REQUIRED WORK: Pictures are not part of the copy. Retype the lines from the first one through the line that contains "FaTh, FaChevronDown, FaPlus".
begin
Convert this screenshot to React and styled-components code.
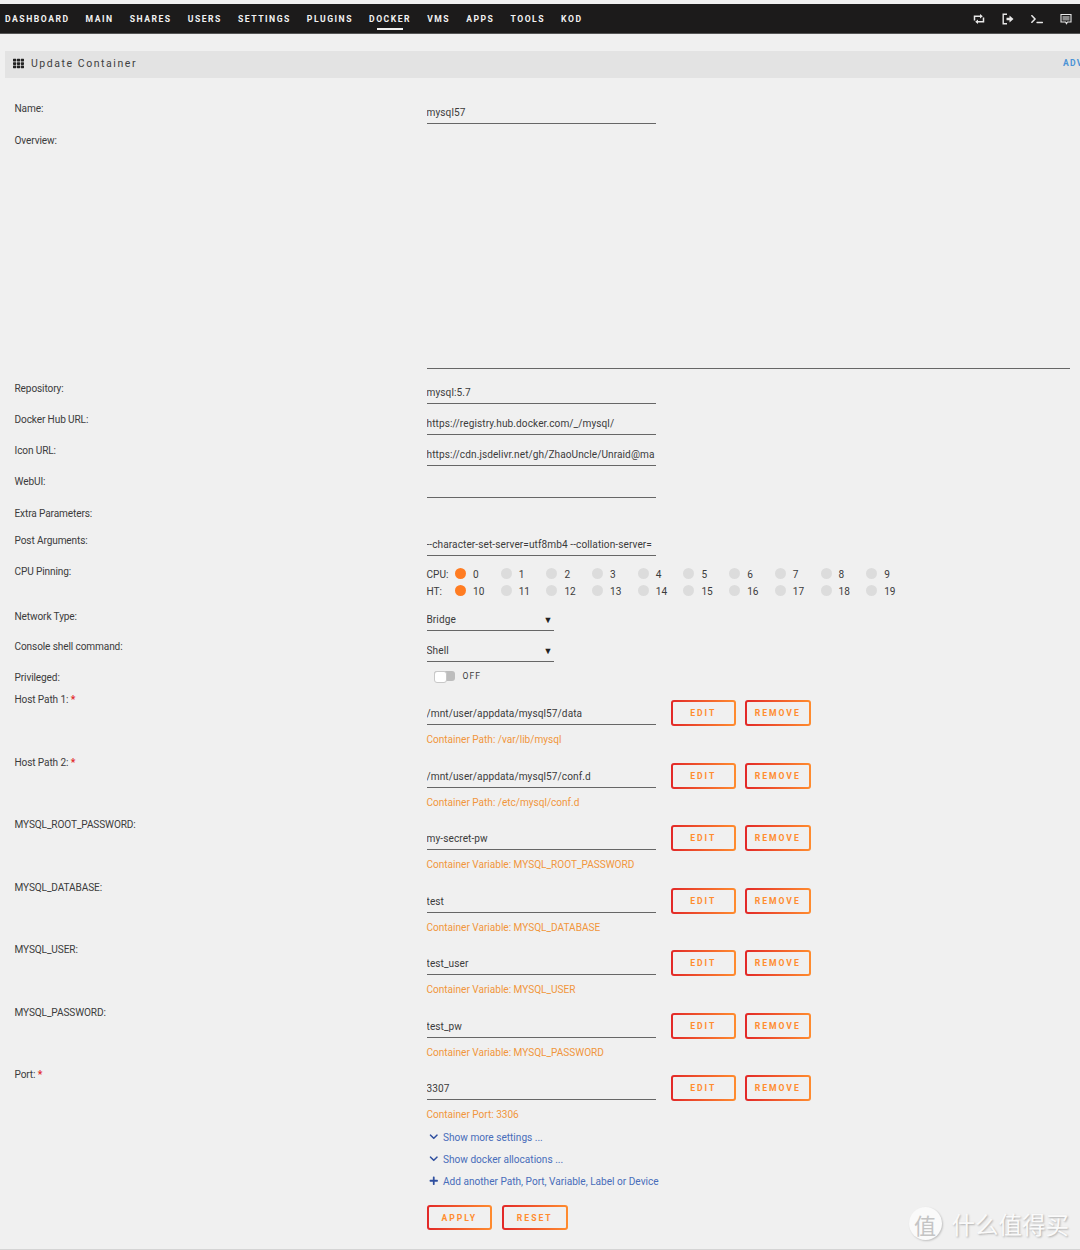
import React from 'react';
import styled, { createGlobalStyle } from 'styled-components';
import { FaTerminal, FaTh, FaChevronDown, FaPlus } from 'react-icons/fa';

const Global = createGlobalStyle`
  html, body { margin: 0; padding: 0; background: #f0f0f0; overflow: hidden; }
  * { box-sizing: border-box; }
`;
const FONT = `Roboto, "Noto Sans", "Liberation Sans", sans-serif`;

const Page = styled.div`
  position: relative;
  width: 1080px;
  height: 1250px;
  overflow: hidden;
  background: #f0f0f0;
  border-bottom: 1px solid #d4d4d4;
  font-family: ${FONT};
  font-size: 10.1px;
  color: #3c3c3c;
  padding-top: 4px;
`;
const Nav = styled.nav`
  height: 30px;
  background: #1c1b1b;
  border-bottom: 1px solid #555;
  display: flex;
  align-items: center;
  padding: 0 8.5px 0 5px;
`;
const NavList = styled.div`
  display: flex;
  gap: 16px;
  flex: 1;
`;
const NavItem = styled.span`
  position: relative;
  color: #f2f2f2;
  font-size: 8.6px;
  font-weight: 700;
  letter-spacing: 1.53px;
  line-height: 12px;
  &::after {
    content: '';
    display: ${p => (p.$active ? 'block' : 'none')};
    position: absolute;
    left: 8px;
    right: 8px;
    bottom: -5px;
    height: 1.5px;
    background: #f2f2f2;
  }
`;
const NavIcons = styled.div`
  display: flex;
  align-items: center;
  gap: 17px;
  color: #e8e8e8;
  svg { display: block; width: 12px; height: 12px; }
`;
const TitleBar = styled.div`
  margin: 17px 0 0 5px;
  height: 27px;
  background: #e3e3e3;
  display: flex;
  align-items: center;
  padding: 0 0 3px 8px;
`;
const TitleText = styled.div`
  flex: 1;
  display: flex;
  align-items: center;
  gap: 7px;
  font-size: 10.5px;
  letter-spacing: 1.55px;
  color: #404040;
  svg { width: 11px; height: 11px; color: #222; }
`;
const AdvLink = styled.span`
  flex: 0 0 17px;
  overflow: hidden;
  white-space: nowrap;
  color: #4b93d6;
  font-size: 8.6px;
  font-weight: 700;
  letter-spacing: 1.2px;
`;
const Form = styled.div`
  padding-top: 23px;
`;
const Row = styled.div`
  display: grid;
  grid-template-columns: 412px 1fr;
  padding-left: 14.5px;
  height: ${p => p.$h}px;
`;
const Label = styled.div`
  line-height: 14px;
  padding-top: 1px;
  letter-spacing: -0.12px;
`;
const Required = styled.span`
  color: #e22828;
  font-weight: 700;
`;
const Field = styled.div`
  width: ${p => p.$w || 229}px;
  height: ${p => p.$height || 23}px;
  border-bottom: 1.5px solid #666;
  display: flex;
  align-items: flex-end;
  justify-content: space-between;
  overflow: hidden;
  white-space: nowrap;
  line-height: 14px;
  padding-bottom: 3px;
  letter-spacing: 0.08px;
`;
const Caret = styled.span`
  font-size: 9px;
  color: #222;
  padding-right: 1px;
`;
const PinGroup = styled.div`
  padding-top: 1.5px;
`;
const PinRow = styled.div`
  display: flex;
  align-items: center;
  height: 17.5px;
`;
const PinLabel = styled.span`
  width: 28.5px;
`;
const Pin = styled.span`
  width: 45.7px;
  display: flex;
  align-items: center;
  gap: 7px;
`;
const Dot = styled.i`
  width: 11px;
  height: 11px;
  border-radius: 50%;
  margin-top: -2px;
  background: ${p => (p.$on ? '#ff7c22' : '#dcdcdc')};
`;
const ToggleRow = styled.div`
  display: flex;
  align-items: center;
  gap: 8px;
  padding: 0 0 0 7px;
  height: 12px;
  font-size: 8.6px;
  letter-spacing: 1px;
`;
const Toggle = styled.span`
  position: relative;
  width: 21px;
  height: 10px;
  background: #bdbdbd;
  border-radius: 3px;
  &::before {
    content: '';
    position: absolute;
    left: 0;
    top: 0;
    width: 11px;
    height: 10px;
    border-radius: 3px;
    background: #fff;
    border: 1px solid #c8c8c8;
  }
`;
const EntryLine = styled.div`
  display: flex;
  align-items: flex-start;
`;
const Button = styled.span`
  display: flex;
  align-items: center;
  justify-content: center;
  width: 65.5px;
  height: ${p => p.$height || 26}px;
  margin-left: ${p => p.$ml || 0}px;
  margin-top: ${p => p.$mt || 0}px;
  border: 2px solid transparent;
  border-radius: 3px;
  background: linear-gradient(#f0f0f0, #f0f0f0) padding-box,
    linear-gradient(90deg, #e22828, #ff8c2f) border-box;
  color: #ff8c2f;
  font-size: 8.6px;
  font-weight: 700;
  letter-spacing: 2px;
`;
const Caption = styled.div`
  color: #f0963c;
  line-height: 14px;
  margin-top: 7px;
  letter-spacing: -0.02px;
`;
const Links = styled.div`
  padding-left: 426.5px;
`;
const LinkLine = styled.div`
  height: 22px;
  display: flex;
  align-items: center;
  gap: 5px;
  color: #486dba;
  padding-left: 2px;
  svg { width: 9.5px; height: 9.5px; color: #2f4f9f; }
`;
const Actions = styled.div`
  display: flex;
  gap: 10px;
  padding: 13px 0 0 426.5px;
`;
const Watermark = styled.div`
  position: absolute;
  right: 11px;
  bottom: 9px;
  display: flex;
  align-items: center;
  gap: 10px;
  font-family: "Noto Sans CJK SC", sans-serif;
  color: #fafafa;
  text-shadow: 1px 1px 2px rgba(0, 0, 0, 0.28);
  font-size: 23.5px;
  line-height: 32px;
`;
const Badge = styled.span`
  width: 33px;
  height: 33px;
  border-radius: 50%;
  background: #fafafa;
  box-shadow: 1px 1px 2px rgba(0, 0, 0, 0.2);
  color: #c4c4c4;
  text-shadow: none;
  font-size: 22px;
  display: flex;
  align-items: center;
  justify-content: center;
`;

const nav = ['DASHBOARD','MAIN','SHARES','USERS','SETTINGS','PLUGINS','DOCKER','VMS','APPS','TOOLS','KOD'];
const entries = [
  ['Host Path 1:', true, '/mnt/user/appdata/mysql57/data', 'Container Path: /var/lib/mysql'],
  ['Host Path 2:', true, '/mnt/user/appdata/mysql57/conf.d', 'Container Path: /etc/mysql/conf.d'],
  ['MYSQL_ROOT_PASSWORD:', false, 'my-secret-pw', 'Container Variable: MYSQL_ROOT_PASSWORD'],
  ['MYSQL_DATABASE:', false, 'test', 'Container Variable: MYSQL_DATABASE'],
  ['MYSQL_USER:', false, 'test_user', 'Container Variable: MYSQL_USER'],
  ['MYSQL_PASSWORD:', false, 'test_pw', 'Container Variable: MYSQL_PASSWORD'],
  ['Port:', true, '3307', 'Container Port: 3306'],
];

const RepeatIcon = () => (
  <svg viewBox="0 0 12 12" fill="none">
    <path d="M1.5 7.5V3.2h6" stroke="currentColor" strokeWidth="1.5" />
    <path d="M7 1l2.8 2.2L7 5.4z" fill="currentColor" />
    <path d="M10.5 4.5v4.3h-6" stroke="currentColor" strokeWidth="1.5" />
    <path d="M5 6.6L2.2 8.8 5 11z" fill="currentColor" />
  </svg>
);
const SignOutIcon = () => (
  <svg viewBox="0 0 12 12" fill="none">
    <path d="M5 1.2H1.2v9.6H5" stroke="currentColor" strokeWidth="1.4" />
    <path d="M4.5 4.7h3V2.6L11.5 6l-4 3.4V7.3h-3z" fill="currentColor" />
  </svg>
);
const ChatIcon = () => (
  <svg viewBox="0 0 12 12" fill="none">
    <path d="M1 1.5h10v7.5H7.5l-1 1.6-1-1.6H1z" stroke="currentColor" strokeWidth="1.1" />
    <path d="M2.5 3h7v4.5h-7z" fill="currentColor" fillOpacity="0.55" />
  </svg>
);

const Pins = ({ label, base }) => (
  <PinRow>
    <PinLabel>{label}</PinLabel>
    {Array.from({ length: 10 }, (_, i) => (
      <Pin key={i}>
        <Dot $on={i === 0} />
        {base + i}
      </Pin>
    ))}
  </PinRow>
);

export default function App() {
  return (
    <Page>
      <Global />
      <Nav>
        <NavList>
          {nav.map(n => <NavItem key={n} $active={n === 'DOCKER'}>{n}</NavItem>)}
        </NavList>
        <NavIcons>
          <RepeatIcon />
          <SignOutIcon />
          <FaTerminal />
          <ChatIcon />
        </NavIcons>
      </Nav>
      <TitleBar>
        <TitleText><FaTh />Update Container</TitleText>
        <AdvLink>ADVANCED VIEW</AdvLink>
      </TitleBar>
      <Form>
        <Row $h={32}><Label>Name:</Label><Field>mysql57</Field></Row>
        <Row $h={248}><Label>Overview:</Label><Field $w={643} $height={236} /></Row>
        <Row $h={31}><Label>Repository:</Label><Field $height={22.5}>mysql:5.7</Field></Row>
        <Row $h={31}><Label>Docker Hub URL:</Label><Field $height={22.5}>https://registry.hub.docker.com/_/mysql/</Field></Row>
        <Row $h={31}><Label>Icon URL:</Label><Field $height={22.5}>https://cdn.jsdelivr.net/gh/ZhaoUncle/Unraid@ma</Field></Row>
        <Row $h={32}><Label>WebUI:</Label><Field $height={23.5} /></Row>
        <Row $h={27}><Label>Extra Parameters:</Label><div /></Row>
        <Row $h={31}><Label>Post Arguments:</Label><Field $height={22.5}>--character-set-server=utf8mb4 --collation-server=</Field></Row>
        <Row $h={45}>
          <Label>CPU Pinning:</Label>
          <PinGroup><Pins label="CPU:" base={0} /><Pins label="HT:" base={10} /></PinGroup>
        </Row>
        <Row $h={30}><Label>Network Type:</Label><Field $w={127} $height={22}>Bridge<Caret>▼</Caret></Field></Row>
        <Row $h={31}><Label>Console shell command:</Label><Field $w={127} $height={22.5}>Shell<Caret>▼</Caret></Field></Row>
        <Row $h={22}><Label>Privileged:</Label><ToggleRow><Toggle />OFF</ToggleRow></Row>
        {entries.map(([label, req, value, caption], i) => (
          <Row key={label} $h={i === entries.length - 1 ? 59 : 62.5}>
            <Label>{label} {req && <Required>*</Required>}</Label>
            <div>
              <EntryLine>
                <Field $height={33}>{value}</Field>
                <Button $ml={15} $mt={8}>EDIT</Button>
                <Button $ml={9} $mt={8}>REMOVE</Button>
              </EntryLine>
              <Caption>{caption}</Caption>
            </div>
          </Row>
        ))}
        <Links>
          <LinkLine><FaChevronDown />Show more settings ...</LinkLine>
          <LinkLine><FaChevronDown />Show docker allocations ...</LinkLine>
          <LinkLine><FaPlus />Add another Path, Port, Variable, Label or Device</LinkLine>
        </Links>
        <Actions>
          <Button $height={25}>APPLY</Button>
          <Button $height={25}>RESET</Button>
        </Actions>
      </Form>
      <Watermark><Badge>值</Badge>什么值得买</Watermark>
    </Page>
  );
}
end
REPLY:
Convert this screenshot to React and styled-components code.
import React from 'react';
import styled, { createGlobalStyle } from 'styled-components';
import { FaTerminal, FaTh, FaChevronDown, FaPlus } from 'react-icons/fa';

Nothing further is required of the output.